Household spirits and hearth deities are not generally approached with gaudy spectacle. They are approached through the best of domestic life offered sincerely.
Placement matters. An offering may be left near the hearth, on a household altar, in a quiet corner, at the base of a domestic shrine, or in a place traditionally associated with the spirit of the home. Some households leave the first cup from a new pot of tea or coffee. Some set aside a small plate. Some place a little bread or milk overnight. The point is not rigid choreography. The point is consistency and respect.
Over time, offerings help establish the tone of the home. They teach the practitioner to live as host as well as resident.
Living with the unseen changes the feel of domestic life in subtle but profound ways. The home stops being a private machine built for human convenience alone. It becomes a shared field of relationship. A person begins to greet rather than merely enter. They begin to notice rather than merely occupy. They may speak quietly to the house, leave a morsel by the hearth, pause before clearing an altar, or feel the difference between a room that has been respected and one that has been ignored.
None of this is about fear. The tradition does not ask the practitioner to tiptoe around the house in paranoid dread of offending a spoon spirit with strong opinions. It asks for reverence, not anxiety. The unseen dimensions of home are not there to make domestic life more frightening. They make it more alive. A house that is related to in this way often feels warmer, steadier, more companioned. The old lore says the home runs better when its unseen inhabitants are acknowledged, and many practitioners would say the difference is palpable.
That is the deeper teaching of this module. The enchanted home is not empty between the walls. It is peopled in more ways than one. Some presences are ancestral, some local, some divine, some difficult to name and easier to feel than define. Household magic does not insist that every practitioner adopt one rigid metaphysical model. It asks for something older and more practical: live as though the home is shared, and see what becomes possible.
A small offering. A greeting at the door. A moment of thanks at the hearth. A sense that the house itself is listening. These are not extravagant gestures. They are domestic courtesies offered across the visible and invisible line. In the old way, that line was never as hard as modern life pretends. The home had soul. The fire had presence. The unseen had a seat, whether acknowledged or not. Household magic simply sets the extra place on purpose.
Internal Family Systems & Parts Work Integration Practice
IFS Parts Journaling
The idea of home spirits and domestic deities may stir different responses inside your system.
For this practice, take five to ten minutes, or longer if desired. Find a notebook, journal, or blank page.
Take a moment to consider the possibility that a home may hold presence, spirit, memory, or unseen companionship.

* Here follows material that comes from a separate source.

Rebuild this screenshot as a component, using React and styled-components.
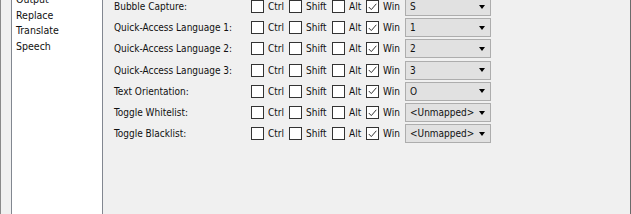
import React from 'react';
import styled, { createGlobalStyle } from 'styled-components';

const GlobalStyle = createGlobalStyle`
  html, body {
    margin: 0;
    padding: 0;
    background: #f0f0f0;
  }
  * {
    box-sizing: border-box;
  }
`;

const Window = styled.div`
  display: flex;
  width: 631px;
  height: 214px;
  overflow: hidden;
  background: #f0f0f0;
  border-left: 1px solid #8a8a8a;
  border-right: 1px solid #6b6b6b;
  font-family: 'DejaVu Sans Condensed', 'DejaVu Sans', sans-serif;
  font-size: 10px;
  color: #111;
`;

const Sidebar = styled.ul`
  list-style: none;
  margin: -9px 0 -20px 10px;
  padding: 0 0 0 4px;
  width: 92px;
  flex-shrink: 0;
  background: #fff;
  border: 1px solid #828790;
  font-size: 10.5px;
`;

const NavItem = styled.li`
  line-height: 15.5px;
  white-space: nowrap;
`;

const Content = styled.div`
  display: flex;
  flex-direction: column;
  margin-top: -4px;
  padding-left: 11px;
`;

const Row = styled.div`
  display: flex;
  align-items: center;
  height: 21.2px;
`;

const Label = styled.div`
  width: 137px;
  white-space: nowrap;
`;

const Modifier = styled.label`
  display: flex;
  align-items: center;
  gap: 4px;
  width: ${p => p.$w}px;
  white-space: nowrap;
`;

const Box = styled.span`
  display: inline-flex;
  align-items: center;
  justify-content: center;
  width: 13px;
  height: 13px;
  background: #fff;
  border: 1px solid #333;
`;

const Select = styled.div`
  display: flex;
  align-items: center;
  justify-content: space-between;
  width: 86px;
  height: 19px;
  padding: 0 4px 0 4px;
  background: #e1e1e1;
  border: 1px solid #adadad;
`;

const Arrow = styled.span`
  width: 0;
  height: 0;
  border-left: 3.5px solid transparent;
  border-right: 3.5px solid transparent;
  border-top: 4px solid #000;
  margin-right: 1px;
`;

const Check = ({ on }) => (
  <Box>
    {on && (
      <svg width="9" height="8" viewBox="0 0 9 8">
        <path d="M0.8 4 L3.3 6.6 L8.3 0.8" fill="none" stroke="#333" strokeWidth="1" />
      </svg>
    )}
  </Box>
);

const rows = [
  ['Bubble Capture:', 'S'],
  ['Quick-Access Language 1:', '1'],
  ['Quick-Access Language 2:', '2'],
  ['Quick-Access Language 3:', '3'],
  ['Text Orientation:', 'O'],
  ['Toggle Whitelist:', '<Unmapped>'],
  ['Toggle Blacklist:', '<Unmapped>'],
];

const mods = [
  ['Ctrl', 38, false],
  ['Shift', 43, false],
  ['Alt', 34, false],
  ['Win', 39, true],
];

export default function App() {
  return (
    <>
      <GlobalStyle />
      <Window>
        <Sidebar>
          {['Output', 'Replace', 'Translate', 'Speech'].map(n => (
            <NavItem key={n}>{n}</NavItem>
          ))}
        </Sidebar>
        <Content>
          {rows.map(([label, key]) => (
            <Row key={label}>
              <Label>{label}</Label>
              {mods.map(([m, w, on]) => (
                <Modifier key={m} $w={w}>
                  <Check on={on} />
                  {m}
                </Modifier>
              ))}
              <Select>
                <span>{key}</span>
                <Arrow />
              </Select>
            </Row>
          ))}
        </Content>
      </Window>
    </>
  );
}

Then notice what rises inside.
You may feel curiosity, comfort, skepticism, resistance, caution, reverence, fear, warmth, awkwardness, interest, or something else entirely.
Choose one of the prompts below and let the part with the strongest response write first.
What do you want me to know about the idea of sharing a home with unseen presence?
What would help you feel safe, respected, or unpressured around this topic?
What kind of relationship, boundary, greeting, or offering would feel acceptable to you right now?
Let the writing come in whatever form is natural: sentences, fragments, questions, objections, images, humor, uncertainty, or silence.
When the writing feels complete, pause and read what came through.
Notice whether the part that wrote seems more curious, more cautious, more open, more firm, or simply more known.
When you are ready, put the pen down. Take a final moment to acknowledge and thank the parts of you that showed up for this practice.